**Task instructions:** Give the data again exactly as written, skipping any pictures.

● ● ● ● ●

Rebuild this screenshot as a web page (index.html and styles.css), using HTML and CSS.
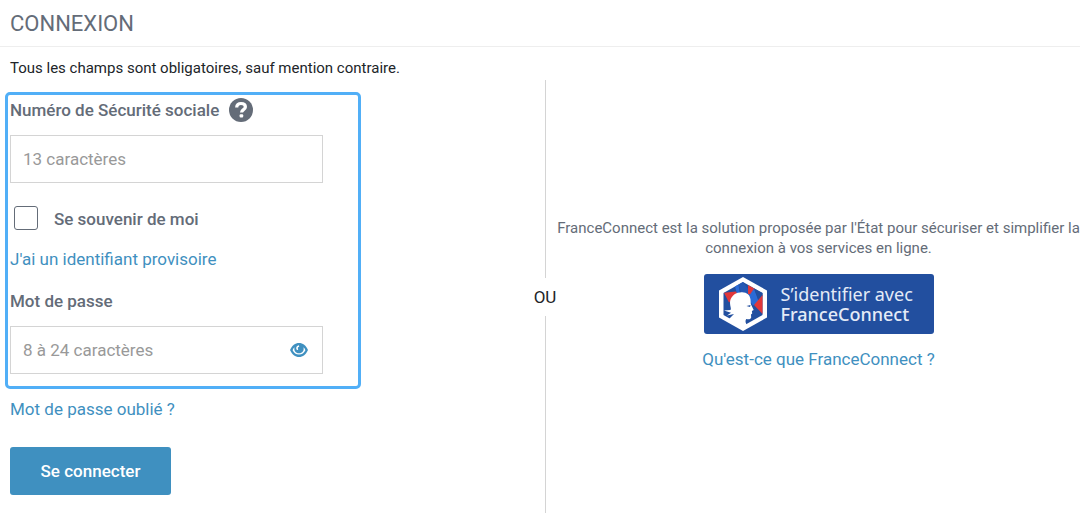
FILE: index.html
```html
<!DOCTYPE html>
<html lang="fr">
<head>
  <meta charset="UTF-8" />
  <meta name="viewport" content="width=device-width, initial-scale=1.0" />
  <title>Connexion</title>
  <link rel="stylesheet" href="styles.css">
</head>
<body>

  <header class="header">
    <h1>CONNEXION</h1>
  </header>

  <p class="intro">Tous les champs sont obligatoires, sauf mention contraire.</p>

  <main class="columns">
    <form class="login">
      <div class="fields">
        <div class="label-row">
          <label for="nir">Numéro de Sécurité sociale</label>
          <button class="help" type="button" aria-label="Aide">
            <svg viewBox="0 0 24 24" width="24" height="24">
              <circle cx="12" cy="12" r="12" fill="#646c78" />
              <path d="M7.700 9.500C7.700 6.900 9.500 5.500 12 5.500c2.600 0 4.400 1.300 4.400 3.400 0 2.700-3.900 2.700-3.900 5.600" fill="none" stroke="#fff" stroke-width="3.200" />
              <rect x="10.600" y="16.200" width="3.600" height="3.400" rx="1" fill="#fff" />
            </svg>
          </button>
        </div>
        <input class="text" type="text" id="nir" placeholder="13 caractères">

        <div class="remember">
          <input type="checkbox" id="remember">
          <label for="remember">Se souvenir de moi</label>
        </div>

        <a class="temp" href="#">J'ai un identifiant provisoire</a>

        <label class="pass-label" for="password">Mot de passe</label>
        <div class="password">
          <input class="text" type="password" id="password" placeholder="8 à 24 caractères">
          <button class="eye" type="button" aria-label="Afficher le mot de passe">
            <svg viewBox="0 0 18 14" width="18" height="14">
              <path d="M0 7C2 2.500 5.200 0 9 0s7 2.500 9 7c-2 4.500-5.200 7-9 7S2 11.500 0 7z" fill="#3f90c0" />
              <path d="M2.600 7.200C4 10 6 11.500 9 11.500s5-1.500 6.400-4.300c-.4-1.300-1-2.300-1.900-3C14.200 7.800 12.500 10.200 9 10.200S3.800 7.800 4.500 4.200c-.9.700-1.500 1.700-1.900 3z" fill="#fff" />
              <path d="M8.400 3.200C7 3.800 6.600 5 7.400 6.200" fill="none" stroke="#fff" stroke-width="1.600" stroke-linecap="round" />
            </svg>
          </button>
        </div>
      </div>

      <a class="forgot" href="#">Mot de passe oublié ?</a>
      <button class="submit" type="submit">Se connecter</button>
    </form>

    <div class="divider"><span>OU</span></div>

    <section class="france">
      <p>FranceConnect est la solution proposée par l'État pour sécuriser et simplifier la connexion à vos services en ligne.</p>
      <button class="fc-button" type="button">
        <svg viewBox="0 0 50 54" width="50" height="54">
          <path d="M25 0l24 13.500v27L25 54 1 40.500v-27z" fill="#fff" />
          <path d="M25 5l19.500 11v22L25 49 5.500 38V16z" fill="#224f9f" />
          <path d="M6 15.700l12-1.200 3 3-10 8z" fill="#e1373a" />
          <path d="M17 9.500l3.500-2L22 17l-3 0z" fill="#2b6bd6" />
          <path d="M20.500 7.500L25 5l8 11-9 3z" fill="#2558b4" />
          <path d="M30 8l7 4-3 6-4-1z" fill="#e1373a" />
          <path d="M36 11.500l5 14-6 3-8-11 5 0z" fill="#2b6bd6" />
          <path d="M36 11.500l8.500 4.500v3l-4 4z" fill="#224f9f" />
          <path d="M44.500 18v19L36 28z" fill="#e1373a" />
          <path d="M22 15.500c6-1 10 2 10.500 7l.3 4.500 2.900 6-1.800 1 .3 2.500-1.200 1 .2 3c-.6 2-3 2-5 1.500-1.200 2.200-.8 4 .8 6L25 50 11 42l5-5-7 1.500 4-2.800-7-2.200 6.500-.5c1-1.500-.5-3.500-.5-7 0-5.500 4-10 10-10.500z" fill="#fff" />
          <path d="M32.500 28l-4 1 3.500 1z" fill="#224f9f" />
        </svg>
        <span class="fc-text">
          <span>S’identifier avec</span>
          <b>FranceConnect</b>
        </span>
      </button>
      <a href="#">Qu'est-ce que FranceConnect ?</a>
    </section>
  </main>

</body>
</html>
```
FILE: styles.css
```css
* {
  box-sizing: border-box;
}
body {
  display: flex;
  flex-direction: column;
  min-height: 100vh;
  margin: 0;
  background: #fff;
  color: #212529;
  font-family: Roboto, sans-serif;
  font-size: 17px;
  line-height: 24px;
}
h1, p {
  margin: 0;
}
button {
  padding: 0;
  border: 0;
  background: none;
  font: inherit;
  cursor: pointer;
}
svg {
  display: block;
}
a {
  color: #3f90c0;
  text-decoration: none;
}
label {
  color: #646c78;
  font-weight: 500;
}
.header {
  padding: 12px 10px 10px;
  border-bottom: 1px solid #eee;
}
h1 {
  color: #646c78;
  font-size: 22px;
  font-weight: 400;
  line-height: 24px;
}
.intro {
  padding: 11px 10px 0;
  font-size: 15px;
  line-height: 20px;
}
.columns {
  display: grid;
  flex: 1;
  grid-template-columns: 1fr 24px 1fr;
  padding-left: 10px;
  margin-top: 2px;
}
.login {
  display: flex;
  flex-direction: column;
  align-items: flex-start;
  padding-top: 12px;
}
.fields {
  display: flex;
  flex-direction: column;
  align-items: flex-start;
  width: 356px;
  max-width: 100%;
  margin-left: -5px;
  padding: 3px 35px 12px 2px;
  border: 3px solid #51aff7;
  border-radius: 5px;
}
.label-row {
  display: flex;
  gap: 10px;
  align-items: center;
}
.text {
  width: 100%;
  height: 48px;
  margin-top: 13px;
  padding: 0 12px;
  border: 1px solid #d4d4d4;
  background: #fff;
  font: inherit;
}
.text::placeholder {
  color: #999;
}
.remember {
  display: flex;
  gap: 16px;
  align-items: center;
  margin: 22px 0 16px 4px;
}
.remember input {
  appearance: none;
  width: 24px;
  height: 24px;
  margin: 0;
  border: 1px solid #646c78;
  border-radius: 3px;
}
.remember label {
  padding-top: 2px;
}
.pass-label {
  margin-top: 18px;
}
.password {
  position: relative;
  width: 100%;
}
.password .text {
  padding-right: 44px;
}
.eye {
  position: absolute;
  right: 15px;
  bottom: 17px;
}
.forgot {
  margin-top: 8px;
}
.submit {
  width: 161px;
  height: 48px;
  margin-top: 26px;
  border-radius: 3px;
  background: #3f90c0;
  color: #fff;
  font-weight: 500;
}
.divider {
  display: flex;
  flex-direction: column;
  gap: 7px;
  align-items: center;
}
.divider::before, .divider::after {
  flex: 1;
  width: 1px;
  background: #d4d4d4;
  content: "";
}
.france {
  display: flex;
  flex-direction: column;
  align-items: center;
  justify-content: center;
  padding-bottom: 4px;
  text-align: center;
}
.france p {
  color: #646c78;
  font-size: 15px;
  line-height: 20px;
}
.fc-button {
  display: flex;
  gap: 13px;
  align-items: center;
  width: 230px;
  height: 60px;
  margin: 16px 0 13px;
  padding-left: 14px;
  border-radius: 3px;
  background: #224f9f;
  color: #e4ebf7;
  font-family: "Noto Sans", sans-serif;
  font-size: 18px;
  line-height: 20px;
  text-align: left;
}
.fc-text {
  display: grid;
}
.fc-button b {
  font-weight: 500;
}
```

● ● ● ● ●

**Written response:**
Rebuild this screenshot as a web page (index.html and styles.css), using HTML and CSS.
FILE: index.html
```html
<!DOCTYPE html>
<html lang="fr">
<head>
  <meta charset="UTF-8" />
  <meta name="viewport" content="width=device-width, initial-scale=1.0" />
  <title>Connexion</title>
  <link rel="stylesheet" href="styles.css">
</head>
<body>

  <header class="header">
    <h1>CONNEXION</h1>
  </header>

  <p class="intro">Tous les champs sont obligatoires, sauf mention contraire.</p>

  <main class="columns">
    <form class="login">
      <div class="fields">
        <div class="label-row">
          <label for="nir">Numéro de Sécurité sociale</label>
          <button class="help" type="button" aria-label="Aide">
            <svg viewBox="0 0 24 24" width="24" height="24">
              <circle cx="12" cy="12" r="12" fill="#646c78" />
              <path d="M7.700 9.500C7.700 6.900 9.500 5.500 12 5.500c2.600 0 4.400 1.300 4.400 3.400 0 2.700-3.900 2.700-3.900 5.600" fill="none" stroke="#fff" stroke-width="3.200" />
              <rect x="10.600" y="16.200" width="3.600" height="3.400" rx="1" fill="#fff" />
            </svg>
          </button>
        </div>
        <input class="text" type="text" id="nir" placeholder="13 caractères">

        <div class="remember">
          <input type="checkbox" id="remember">
          <label for="remember">Se souvenir de moi</label>
        </div>

        <a class="temp" href="#">J'ai un identifiant provisoire</a>

        <label class="pass-label" for="password">Mot de passe</label>
        <div class="password">
          <input class="text" type="password" id="password" placeholder="8 à 24 caractères">
          <button class="eye" type="button" aria-label="Afficher le mot de passe">
            <svg viewBox="0 0 18 14" width="18" height="14">
              <path d="M0 7C2 2.500 5.200 0 9 0s7 2.500 9 7c-2 4.500-5.200 7-9 7S2 11.500 0 7z" fill="#3f90c0" />
              <path d="M2.600 7.200C4 10 6 11.500 9 11.500s5-1.500 6.400-4.300c-.4-1.300-1-2.300-1.900-3C14.200 7.800 12.500 10.200 9 10.200S3.800 7.800 4.500 4.200c-.9.700-1.500 1.700-1.900 3z" fill="#fff" />
              <path d="M8.400 3.200C7 3.800 6.600 5 7.400 6.200" fill="none" stroke="#fff" stroke-width="1.600" stroke-linecap="round" />
            </svg>
          </button>
        </div>
      </div>

      <a class="forgot" href="#">Mot de passe oublié ?</a>
      <button class="submit" type="submit">Se connecter</button>
    </form>

    <div class="divider"><span>OU</span></div>

    <section class="france">
      <p>FranceConnect est la solution proposée par l'État pour sécuriser et simplifier la connexion à vos services en ligne.</p>
      <button class="fc-button" type="button">
        <svg viewBox="0 0 50 54" width="50" height="54">
          <path d="M25 0l24 13.500v27L25 54 1 40.500v-27z" fill="#fff" />
          <path d="M25 5l19.500 11v22L25 49 5.500 38V16z" fill="#224f9f" />
          <path d="M6 15.700l12-1.200 3 3-10 8z" fill="#e1373a" />
          <path d="M17 9.500l3.500-2L22 17l-3 0z" fill="#2b6bd6" />
          <path d="M20.500 7.500L25 5l8 11-9 3z" fill="#2558b4" />
          <path d="M30 8l7 4-3 6-4-1z" fill="#e1373a" />
          <path d="M36 11.500l5 14-6 3-8-11 5 0z" fill="#2b6bd6" />
          <path d="M36 11.500l8.500 4.500v3l-4 4z" fill="#224f9f" />
          <path d="M44.500 18v19L36 28z" fill="#e1373a" />
          <path d="M22 15.500c6-1 10 2 10.500 7l.3 4.500 2.900 6-1.800 1 .3 2.500-1.200 1 .2 3c-.6 2-3 2-5 1.500-1.200 2.200-.8 4 .8 6L25 50 11 42l5-5-7 1.500 4-2.800-7-2.200 6.500-.5c1-1.500-.5-3.500-.5-7 0-5.500 4-10 10-10.500z" fill="#fff" />
          <path d="M32.500 28l-4 1 3.500 1z" fill="#224f9f" />
        </svg>
        <span class="fc-text">
          <span>S’identifier avec</span>
          <b>FranceConnect</b>
        </span>
      </button>
      <a href="#">Qu'est-ce que FranceConnect ?</a>
    </section>
  </main>

</body>
</html>
```
FILE: styles.css
```css
* {
  box-sizing: border-box;
}
body {
  display: flex;
  flex-direction: column;
  min-height: 100vh;
  margin: 0;
  background: #fff;
  color: #212529;
  font-family: Roboto, sans-serif;
  font-size: 17px;
  line-height: 24px;
}
h1, p {
  margin: 0;
}
button {
  padding: 0;
  border: 0;
  background: none;
  font: inherit;
  cursor: pointer;
}
svg {
  display: block;
}
a {
  color: #3f90c0;
  text-decoration: none;
}
label {
  color: #646c78;
  font-weight: 500;
}
.header {
  padding: 12px 10px 10px;
  border-bottom: 1px solid #eee;
}
h1 {
  color: #646c78;
  font-size: 22px;
  font-weight: 400;
  line-height: 24px;
}
.intro {
  padding: 11px 10px 0;
  font-size: 15px;
  line-height: 20px;
}
.columns {
  display: grid;
  flex: 1;
  grid-template-columns: 1fr 24px 1fr;
  padding-left: 10px;
  margin-top: 2px;
}
.login {
  display: flex;
  flex-direction: column;
  align-items: flex-start;
  padding-top: 12px;
}
.fields {
  display: flex;
  flex-direction: column;
  align-items: flex-start;
  width: 356px;
  max-width: 100%;
  margin-left: -5px;
  padding: 3px 35px 12px 2px;
  border: 3px solid #51aff7;
  border-radius: 5px;
}
.label-row {
  display: flex;
  gap: 10px;
  align-items: center;
}
.text {
  width: 100%;
  height: 48px;
  margin-top: 13px;
  padding: 0 12px;
  border: 1px solid #d4d4d4;
  background: #fff;
  font: inherit;
}
.text::placeholder {
  color: #999;
}
.remember {
  display: flex;
  gap: 16px;
  align-items: center;
  margin: 22px 0 16px 4px;
}
.remember input {
  appearance: none;
  width: 24px;
  height: 24px;
  margin: 0;
  border: 1px solid #646c78;
  border-radius: 3px;
}
.remember label {
  padding-top: 2px;
}
.pass-label {
  margin-top: 18px;
}
.password {
  position: relative;
  width: 100%;
}
.password .text {
  padding-right: 44px;
}
.eye {
  position: absolute;
  right: 15px;
  bottom: 17px;
}
.forgot {
  margin-top: 8px;
}
.submit {
  width: 161px;
  height: 48px;
  margin-top: 26px;
  border-radius: 3px;
  background: #3f90c0;
  color: #fff;
  font-weight: 500;
}
.divider {
  display: flex;
  flex-direction: column;
  gap: 7px;
  align-items: center;
}
.divider::before, .divider::after {
  flex: 1;
  width: 1px;
  background: #d4d4d4;
  content: "";
}
.france {
  display: flex;
  flex-direction: column;
  align-items: center;
  justify-content: center;
  padding-bottom: 4px;
  text-align: center;
}
.france p {
  color: #646c78;
  font-size: 15px;
  line-height: 20px;
}
.fc-button {
  display: flex;
  gap: 13px;
  align-items: center;
  width: 230px;
  height: 60px;
  margin: 16px 0 13px;
  padding-left: 14px;
  border-radius: 3px;
  background: #224f9f;
  color: #e4ebf7;
  font-family: "Noto Sans", sans-serif;
  font-size: 18px;
  line-height: 20px;
  text-align: left;
}
.fc-text {
  display: grid;
}
.fc-button b {
  font-weight: 500;
}
```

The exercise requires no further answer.